(Directions for this task)
Your output is the lines from the first one to the one containing "string; sub?: boolean", repeated exactly, with images left out.

* Begin Supplied material *

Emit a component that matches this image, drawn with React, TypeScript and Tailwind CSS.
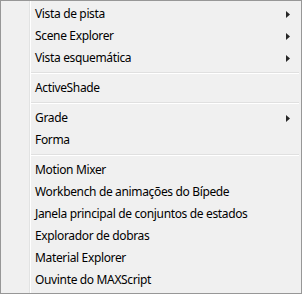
type Item = { label: string; sub?: boolean } | "sep";

const items: Item[] = [
  { label: "Vista de pista", sub: true },
  { label: "Scene Explorer", sub: true },
  { label: "Vista esquemática", sub: true },
  "sep",
  { label: "ActiveShade" },
  "sep",
  { label: "Grade", sub: true },
  { label: "Forma" },
  "sep",
  { label: "Motion Mixer" },
  { label: "Workbench de animações do Bípede" },
  { label: "Janela principal de conjuntos de estados" },
  { label: "Explorador de dobras" },
  { label: "Material Explorer" },
  { label: "Ouvinte do MAXScript" },
];

export default function App() {
  return (
    <div className="w-[302px] h-[294px] border border-[#979797] bg-[#f0f0f0] flex font-['Noto_Sans',sans-serif] text-[12px] tracking-[-0.35px] text-black">
      <div className="w-[28px] shrink-0" />
      <div className="w-px bg-[#e2e3e3]" />
      <div className="w-px bg-white" />
      <div className="flex-1 flex flex-col py-[2px]">
        {items.map((it, i) =>
          it === "sep" ? (
            <div key={i} className="h-[8px] flex flex-col justify-center pr-[2px]">
              <div className="h-px bg-[#e0e0e0]" />
              <div className="h-px bg-white" />
            </div>
          ) : (
            <div key={i} className="h-[22px] flex items-center justify-between pl-[4px] pr-[11px]">
              <span>{it.label}</span>
              {it.sub && (
                <svg width="4" height="7" viewBox="0 0 4 7">
                  <path d="M0 0 L4 3.5 L0 7 Z" fill="#262626" />
                </svg>
              )}
            </div>
          )
        )}
      </div>
    </div>
  );
}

* End Supplied material *

(Exercise result)
Emit a component that matches this image, drawn with React, TypeScript and Tailwind CSS.
type Item = { label: string; sub?: boolean } | "sep";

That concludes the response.